Task prompt:
Retype all of the listing exactly, passing over any picture you find.
>> Start
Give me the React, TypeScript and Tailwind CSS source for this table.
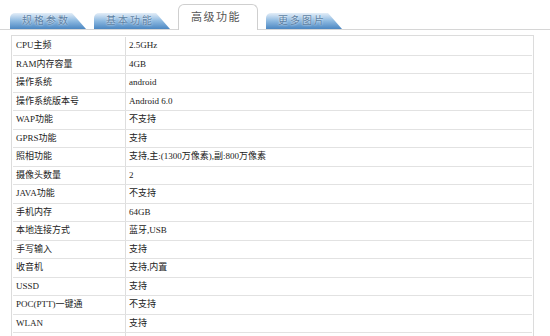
const rows: [string, string][] = [
  ["CPU主频", "2.5GHz"],
  ["RAM内存容量", "4GB"],
  ["操作系统", "android"],
  ["操作系统版本号", "Android 6.0"],
  ["WAP功能", "不支持"],
  ["GPRS功能", "支持"],
  ["照相功能", "支持,主:(1300万像素),副:800万像素"],
  ["摄像头数量", "2"],
  ["JAVA功能", "不支持"],
  ["手机内存", "64GB"],
  ["本地连接方式", "蓝牙,USB"],
  ["手写输入", "支持"],
  ["收音机", "支持,内置"],
  ["USSD", "支持"],
  ["POC(PTT)一键通", "不支持"],
  ["WLAN", "支持"],
  ["", ""],
]

function BlueTab({ label }: { label: string }) {
  return (
    <div className="mt-[13px] h-[16px] w-[76px] rounded-tl-[5px] bg-gradient-to-b from-[#e4eef8] via-[#8db9e0] to-[#4b87c2] [clip-path:polygon(0_0,62px_0,76px_16px,0_16px)] flex items-center pl-[12px] text-[10px] leading-none tracking-[2px] text-[#5c7fa3] [text-shadow:0_0_2px_#fff]">
      {label}
    </div>
  )
}

export default function App() {
  return (
    <div
      className="w-[550px] h-[336px] overflow-hidden bg-white"
      style={{ fontFamily: '"Liberation Serif", "Noto Sans CJK SC", serif' }}
    >
      <div className="flex items-end gap-[8px] pl-[10px] h-[30px] border-b border-[#d6d6d6]">
        <BlueTab label="规格参数" />
        <BlueTab label="基本功能" />
        <div className="h-[26px] w-[80px] -mb-px bg-white border border-b-0 border-[#cfcfcf] rounded-t-[6px] flex items-center justify-center pr-[4px] text-[11px] tracking-[1.5px] text-[#555]">
          高级功能
        </div>
        <BlueTab label="更多图片" />
      </div>

      <div className="ml-[11px] mt-[5px] w-[523px] border border-[#dcdcdc] p-px">
        {rows.map(([k, v], i) => (
          <div key={i} className="flex h-[18.5px] border-b border-[#e2e2e2] text-[9px] text-[#222]">
            <div className="w-[113px] shrink-0 border-r border-[#dedede] pl-[3px] flex items-center">{k}</div>
            <div className="flex-1 pl-[3px] flex items-center">{v}</div>
          </div>
        ))}
      </div>
    </div>
  )
}
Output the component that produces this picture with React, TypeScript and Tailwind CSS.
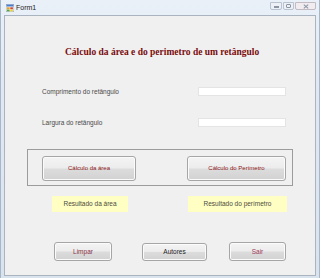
>> End
Final result:
Give me the React, TypeScript and Tailwind CSS source for this table.
const rows: [string, string][] = [
  ["CPU主频", "2.5GHz"],
  ["RAM内存容量", "4GB"],
  ["操作系统", "android"],
  ["操作系统版本号", "Android 6.0"],
  ["WAP功能", "不支持"],
  ["GPRS功能", "支持"],
  ["照相功能", "支持,主:(1300万像素),副:800万像素"],
  ["摄像头数量", "2"],
  ["JAVA功能", "不支持"],
  ["手机内存", "64GB"],
  ["本地连接方式", "蓝牙,USB"],
  ["手写输入", "支持"],
  ["收音机", "支持,内置"],
  ["USSD", "支持"],
  ["POC(PTT)一键通", "不支持"],
  ["WLAN", "支持"],
  ["", ""],
]

function BlueTab({ label }: { label: string }) {
  return (
    <div className="mt-[13px] h-[16px] w-[76px] rounded-tl-[5px] bg-gradient-to-b from-[#e4eef8] via-[#8db9e0] to-[#4b87c2] [clip-path:polygon(0_0,62px_0,76px_16px,0_16px)] flex items-center pl-[12px] text-[10px] leading-none tracking-[2px] text-[#5c7fa3] [text-shadow:0_0_2px_#fff]">
      {label}
    </div>
  )
}

export default function App() {
  return (
    <div
      className="w-[550px] h-[336px] overflow-hidden bg-white"
      style={{ fontFamily: '"Liberation Serif", "Noto Sans CJK SC", serif' }}
    >
      <div className="flex items-end gap-[8px] pl-[10px] h-[30px] border-b border-[#d6d6d6]">
        <BlueTab label="规格参数" />
        <BlueTab label="基本功能" />
        <div className="h-[26px] w-[80px] -mb-px bg-white border border-b-0 border-[#cfcfcf] rounded-t-[6px] flex items-center justify-center pr-[4px] text-[11px] tracking-[1.5px] text-[#555]">
          高级功能
        </div>
        <BlueTab label="更多图片" />
      </div>

      <div className="ml-[11px] mt-[5px] w-[523px] border border-[#dcdcdc] p-px">
        {rows.map(([k, v], i) => (
          <div key={i} className="flex h-[18.5px] border-b border-[#e2e2e2] text-[9px] text-[#222]">
            <div className="w-[113px] shrink-0 border-r border-[#dedede] pl-[3px] flex items-center">{k}</div>
            <div className="flex-1 pl-[3px] flex items-center">{v}</div>
          </div>
        ))}
      </div>
    </div>
  )
}
Output the component that produces this picture with React, TypeScript and Tailwind CSS.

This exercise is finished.